Beyond Monte Carlo: Harnessing Diffusion Models to Simulate Financial Market Dynamics
Andrew Lesniewski, Giulio Trigila
TL;DR
The paper tackles generating high-fidelity synthetic financial market data using diffusion models that encode observed returns into a forward diffusion and decode via a learned reverse-time diffusion. It introduces a score-matching framework, notably a denoising score matching approach, to efficiently train a noise-conditioned score network without resorting to Monte Carlo simulations, and demonstrates how Gauss-Hermite quadrature enables accurate, scalable evaluation of the training objective. The key contributions include a practical two-stage diffusion framework, a neural score model with a tailored DSM objective, and empirical validation showing tail fidelity and improved covariance conditioning in synthetic data across diverse market regimes.
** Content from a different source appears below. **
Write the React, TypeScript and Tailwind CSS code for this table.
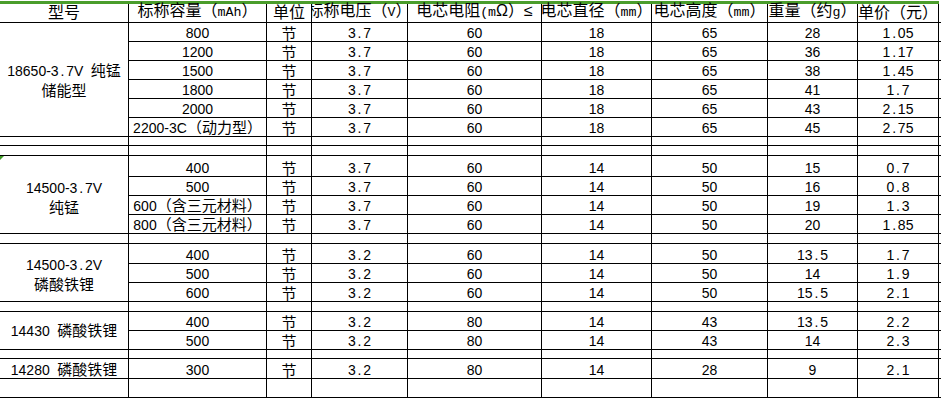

This approach enables large-scale, tail-accurate scenario generation with potential benefits for portfolio optimization, risk quantification, and backtesting in finance.
Abstract
We propose a highly efficient and accurate methodology for generating synthetic financial market data using a diffusion model approach. The synthetic data produced by our methodology align closely with observed market data in several key aspects: (i) they pass the two-sample Cramer - von Mises test for portfolios of assets, and (ii) Q - Q plots demonstrate consistency across quantiles, including in the tails, between observed and generated market data. Moreover, the covariance matrices derived from a large set of synthetic market data exhibit significantly lower condition numbers compared to the estimated covariance matrices of the observed data. This property makes them suitable for use as regularized versions of the latter. For model training, we develop an efficient and fast algorithm based on numerical integration rather than Monte Carlo simulations. The methodology is tested on a large set of equity data.